# DESCRIPTION OF THE TASK
Extract each line of the records below that contains the word "picture".

Stored data entries:
+===+
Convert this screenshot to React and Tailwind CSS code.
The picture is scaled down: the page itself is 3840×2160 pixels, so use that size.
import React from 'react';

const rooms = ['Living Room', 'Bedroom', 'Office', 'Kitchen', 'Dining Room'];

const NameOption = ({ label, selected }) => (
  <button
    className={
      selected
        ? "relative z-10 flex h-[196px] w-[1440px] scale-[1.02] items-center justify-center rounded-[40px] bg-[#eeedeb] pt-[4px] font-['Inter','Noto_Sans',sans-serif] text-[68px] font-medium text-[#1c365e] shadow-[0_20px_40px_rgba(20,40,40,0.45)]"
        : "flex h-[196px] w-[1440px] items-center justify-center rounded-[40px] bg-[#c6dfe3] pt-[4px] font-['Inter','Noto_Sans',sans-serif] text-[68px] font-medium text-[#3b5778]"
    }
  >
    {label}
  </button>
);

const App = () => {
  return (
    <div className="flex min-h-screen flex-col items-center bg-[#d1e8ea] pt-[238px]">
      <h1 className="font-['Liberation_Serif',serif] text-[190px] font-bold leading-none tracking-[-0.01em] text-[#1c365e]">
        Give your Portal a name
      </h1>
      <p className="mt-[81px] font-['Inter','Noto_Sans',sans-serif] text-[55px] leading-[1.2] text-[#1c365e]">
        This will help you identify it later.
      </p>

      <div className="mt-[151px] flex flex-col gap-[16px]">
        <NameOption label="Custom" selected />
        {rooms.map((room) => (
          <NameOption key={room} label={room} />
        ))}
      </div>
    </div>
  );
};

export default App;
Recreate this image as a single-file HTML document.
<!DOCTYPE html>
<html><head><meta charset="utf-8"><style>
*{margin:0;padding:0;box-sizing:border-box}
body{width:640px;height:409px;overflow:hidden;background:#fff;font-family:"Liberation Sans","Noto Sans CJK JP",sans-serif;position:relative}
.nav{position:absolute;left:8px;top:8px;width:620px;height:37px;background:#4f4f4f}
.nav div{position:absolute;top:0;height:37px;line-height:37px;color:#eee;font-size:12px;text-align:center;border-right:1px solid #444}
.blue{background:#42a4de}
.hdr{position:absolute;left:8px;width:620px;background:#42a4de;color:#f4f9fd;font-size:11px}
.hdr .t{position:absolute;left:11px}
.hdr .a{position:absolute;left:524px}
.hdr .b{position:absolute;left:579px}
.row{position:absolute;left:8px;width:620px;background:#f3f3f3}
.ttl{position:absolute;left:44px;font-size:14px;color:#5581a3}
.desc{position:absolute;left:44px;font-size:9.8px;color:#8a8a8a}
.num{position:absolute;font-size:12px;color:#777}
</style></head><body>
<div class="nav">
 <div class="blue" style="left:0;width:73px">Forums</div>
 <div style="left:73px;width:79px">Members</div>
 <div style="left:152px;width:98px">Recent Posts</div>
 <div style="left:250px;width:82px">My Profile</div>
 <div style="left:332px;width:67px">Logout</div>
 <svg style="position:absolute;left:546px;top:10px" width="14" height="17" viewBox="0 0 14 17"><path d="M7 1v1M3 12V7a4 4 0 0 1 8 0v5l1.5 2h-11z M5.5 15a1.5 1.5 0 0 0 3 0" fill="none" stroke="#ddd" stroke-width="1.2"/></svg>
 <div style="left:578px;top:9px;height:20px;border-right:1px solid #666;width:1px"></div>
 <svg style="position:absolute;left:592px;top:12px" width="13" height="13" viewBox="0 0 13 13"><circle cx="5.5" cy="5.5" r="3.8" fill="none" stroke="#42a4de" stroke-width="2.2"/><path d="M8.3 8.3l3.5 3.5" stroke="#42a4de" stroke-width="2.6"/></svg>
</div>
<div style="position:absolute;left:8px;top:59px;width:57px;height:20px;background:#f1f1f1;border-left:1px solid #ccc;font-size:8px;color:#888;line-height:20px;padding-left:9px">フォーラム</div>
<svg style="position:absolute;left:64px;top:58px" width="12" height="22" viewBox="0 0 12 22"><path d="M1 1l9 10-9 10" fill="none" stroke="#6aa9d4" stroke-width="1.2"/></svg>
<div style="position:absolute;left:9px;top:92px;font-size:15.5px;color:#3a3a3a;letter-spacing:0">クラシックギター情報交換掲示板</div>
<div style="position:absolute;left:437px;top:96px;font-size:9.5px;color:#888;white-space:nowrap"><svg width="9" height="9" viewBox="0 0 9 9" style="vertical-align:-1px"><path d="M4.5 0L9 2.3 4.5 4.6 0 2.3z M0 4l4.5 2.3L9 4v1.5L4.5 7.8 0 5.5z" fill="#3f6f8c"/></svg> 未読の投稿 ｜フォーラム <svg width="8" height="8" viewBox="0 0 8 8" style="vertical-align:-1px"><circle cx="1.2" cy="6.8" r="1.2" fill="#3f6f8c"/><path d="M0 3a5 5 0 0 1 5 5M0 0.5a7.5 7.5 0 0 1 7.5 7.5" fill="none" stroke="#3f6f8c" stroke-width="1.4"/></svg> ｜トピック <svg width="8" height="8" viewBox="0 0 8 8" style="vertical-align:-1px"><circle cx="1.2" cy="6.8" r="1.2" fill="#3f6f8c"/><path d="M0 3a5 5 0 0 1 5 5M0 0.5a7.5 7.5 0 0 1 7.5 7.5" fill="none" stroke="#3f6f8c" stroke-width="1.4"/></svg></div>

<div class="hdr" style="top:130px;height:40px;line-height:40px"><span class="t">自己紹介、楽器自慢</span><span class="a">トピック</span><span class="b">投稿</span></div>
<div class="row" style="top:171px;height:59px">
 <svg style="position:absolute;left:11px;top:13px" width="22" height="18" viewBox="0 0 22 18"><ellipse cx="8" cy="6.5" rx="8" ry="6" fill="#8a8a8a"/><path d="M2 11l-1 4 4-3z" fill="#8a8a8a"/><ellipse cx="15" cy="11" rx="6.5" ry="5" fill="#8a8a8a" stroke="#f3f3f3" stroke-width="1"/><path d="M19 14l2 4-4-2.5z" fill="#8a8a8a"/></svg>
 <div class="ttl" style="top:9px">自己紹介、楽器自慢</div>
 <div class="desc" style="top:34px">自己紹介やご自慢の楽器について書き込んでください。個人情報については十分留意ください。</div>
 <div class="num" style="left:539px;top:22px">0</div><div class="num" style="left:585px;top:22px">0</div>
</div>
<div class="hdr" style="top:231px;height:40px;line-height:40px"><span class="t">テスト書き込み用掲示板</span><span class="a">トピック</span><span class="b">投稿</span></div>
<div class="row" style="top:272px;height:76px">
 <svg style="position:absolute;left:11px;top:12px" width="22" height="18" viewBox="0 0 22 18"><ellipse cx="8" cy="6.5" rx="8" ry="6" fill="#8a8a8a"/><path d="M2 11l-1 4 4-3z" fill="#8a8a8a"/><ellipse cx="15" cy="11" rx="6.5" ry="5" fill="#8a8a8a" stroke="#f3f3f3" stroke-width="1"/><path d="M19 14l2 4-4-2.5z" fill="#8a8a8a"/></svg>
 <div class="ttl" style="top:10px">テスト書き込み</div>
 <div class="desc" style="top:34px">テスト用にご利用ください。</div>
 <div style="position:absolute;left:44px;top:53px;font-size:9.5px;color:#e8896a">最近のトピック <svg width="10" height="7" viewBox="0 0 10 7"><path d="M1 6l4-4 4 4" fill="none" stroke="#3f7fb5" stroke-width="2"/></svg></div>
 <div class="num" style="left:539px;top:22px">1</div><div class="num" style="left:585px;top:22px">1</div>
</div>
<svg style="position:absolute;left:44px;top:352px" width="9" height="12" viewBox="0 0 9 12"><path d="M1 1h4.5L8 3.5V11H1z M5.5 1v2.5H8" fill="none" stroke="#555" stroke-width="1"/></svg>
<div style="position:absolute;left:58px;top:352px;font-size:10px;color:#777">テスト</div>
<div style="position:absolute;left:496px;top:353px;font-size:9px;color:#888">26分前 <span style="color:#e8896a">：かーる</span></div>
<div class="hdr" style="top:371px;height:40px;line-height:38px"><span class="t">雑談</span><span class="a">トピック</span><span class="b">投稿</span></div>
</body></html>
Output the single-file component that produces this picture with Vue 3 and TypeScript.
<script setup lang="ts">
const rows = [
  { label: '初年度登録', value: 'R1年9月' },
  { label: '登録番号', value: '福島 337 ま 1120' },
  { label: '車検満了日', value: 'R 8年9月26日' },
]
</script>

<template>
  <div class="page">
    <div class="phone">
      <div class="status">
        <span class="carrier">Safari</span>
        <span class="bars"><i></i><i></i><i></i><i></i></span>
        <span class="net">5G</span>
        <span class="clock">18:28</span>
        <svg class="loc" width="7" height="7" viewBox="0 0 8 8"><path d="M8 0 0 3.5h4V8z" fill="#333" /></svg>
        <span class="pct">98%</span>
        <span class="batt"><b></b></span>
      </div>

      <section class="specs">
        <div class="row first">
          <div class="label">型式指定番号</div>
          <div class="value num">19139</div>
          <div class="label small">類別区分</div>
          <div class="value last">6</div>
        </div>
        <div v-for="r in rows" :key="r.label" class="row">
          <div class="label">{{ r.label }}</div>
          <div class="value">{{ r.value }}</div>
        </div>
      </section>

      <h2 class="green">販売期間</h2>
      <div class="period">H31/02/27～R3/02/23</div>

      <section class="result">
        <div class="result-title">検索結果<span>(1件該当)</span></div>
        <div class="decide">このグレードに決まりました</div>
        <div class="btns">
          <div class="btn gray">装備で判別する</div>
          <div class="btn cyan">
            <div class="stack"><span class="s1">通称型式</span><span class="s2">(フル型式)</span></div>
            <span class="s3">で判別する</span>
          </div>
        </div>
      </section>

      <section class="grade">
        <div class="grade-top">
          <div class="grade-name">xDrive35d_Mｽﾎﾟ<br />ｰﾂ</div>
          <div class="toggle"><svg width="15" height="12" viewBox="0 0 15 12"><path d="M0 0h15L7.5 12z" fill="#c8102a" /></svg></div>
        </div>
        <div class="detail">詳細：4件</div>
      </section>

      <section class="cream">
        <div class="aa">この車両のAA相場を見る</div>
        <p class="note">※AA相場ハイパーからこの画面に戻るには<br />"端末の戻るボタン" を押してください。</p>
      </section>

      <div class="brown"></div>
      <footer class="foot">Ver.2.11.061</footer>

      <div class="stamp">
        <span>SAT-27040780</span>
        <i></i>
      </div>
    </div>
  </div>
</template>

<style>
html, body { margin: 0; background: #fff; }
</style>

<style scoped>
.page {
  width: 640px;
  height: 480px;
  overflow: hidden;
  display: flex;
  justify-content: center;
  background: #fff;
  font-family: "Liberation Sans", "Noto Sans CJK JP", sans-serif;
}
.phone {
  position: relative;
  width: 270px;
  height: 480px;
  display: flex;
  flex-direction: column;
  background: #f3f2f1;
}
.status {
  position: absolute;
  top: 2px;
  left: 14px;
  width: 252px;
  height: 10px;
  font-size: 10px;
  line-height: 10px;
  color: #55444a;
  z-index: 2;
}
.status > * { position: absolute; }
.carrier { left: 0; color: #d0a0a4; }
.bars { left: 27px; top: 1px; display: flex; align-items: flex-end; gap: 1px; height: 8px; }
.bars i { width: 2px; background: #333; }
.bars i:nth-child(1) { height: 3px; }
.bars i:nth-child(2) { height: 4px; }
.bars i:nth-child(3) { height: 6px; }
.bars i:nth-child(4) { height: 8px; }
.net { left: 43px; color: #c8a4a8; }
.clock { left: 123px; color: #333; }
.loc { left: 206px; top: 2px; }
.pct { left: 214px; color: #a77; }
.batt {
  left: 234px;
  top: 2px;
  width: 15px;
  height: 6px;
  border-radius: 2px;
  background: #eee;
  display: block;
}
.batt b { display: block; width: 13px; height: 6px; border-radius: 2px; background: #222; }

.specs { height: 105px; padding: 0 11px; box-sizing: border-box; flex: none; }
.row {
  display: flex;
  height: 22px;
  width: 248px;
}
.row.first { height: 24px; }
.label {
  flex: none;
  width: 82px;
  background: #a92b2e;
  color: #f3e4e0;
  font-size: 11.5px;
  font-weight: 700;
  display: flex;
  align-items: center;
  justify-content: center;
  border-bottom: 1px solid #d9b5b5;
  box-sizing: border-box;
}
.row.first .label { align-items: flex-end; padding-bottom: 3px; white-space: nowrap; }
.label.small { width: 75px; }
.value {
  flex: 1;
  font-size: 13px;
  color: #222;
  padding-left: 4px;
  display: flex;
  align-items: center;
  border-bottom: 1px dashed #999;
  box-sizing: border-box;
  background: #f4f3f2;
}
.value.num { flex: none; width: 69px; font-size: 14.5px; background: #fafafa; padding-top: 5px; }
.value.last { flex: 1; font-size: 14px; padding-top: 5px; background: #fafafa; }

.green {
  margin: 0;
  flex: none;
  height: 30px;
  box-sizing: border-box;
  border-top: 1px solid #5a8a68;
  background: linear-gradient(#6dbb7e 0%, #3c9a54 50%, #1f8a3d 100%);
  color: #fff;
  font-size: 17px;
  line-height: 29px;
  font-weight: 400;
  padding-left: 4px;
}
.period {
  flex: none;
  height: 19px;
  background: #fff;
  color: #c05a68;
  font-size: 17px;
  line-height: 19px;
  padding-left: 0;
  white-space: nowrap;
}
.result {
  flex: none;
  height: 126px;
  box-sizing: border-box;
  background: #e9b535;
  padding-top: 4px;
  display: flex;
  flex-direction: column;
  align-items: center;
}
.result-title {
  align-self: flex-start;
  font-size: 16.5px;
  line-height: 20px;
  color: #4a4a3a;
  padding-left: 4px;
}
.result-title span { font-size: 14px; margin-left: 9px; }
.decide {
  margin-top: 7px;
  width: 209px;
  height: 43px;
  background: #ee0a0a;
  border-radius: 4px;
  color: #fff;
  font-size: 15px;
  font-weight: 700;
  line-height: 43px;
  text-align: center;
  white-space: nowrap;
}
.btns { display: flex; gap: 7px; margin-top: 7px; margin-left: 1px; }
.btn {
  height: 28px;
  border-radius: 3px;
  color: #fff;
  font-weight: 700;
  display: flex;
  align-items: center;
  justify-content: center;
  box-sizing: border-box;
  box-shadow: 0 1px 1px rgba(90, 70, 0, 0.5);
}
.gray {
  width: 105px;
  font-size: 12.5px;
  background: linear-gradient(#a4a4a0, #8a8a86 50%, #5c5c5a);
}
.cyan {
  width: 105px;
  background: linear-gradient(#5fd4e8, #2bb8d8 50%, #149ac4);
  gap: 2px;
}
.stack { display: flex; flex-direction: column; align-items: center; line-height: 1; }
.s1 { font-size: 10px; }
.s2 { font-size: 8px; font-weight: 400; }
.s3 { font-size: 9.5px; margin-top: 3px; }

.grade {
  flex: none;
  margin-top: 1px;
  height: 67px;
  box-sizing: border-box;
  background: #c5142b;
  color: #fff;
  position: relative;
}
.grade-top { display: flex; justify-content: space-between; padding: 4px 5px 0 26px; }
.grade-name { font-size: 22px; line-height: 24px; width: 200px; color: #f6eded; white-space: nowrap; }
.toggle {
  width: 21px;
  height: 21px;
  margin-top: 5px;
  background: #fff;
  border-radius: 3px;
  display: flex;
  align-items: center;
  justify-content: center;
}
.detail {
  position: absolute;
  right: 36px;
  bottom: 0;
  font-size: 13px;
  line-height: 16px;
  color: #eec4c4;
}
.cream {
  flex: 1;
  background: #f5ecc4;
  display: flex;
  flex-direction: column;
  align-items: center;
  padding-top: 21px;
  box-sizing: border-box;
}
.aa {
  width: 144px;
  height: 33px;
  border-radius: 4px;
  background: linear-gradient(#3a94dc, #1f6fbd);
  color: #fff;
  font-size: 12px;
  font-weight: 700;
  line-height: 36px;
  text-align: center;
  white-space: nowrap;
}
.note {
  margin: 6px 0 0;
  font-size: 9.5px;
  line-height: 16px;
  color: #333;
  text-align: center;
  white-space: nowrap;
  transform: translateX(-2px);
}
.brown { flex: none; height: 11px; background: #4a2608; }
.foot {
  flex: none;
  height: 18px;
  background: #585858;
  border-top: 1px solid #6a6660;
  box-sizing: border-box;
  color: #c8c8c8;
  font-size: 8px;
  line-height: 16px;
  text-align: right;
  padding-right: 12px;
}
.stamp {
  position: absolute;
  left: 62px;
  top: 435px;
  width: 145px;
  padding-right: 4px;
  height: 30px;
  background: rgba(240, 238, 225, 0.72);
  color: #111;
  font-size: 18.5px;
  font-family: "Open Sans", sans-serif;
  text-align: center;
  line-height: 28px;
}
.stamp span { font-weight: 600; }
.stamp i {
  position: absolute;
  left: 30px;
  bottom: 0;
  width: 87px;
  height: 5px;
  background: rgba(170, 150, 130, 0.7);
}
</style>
+===+
# SOLUTION BELOW
The picture is scaled down: the page itself is 3840×2160 pixels, so use that size.
Output the single-file component that produces this picture with Vue 3 and TypeScript.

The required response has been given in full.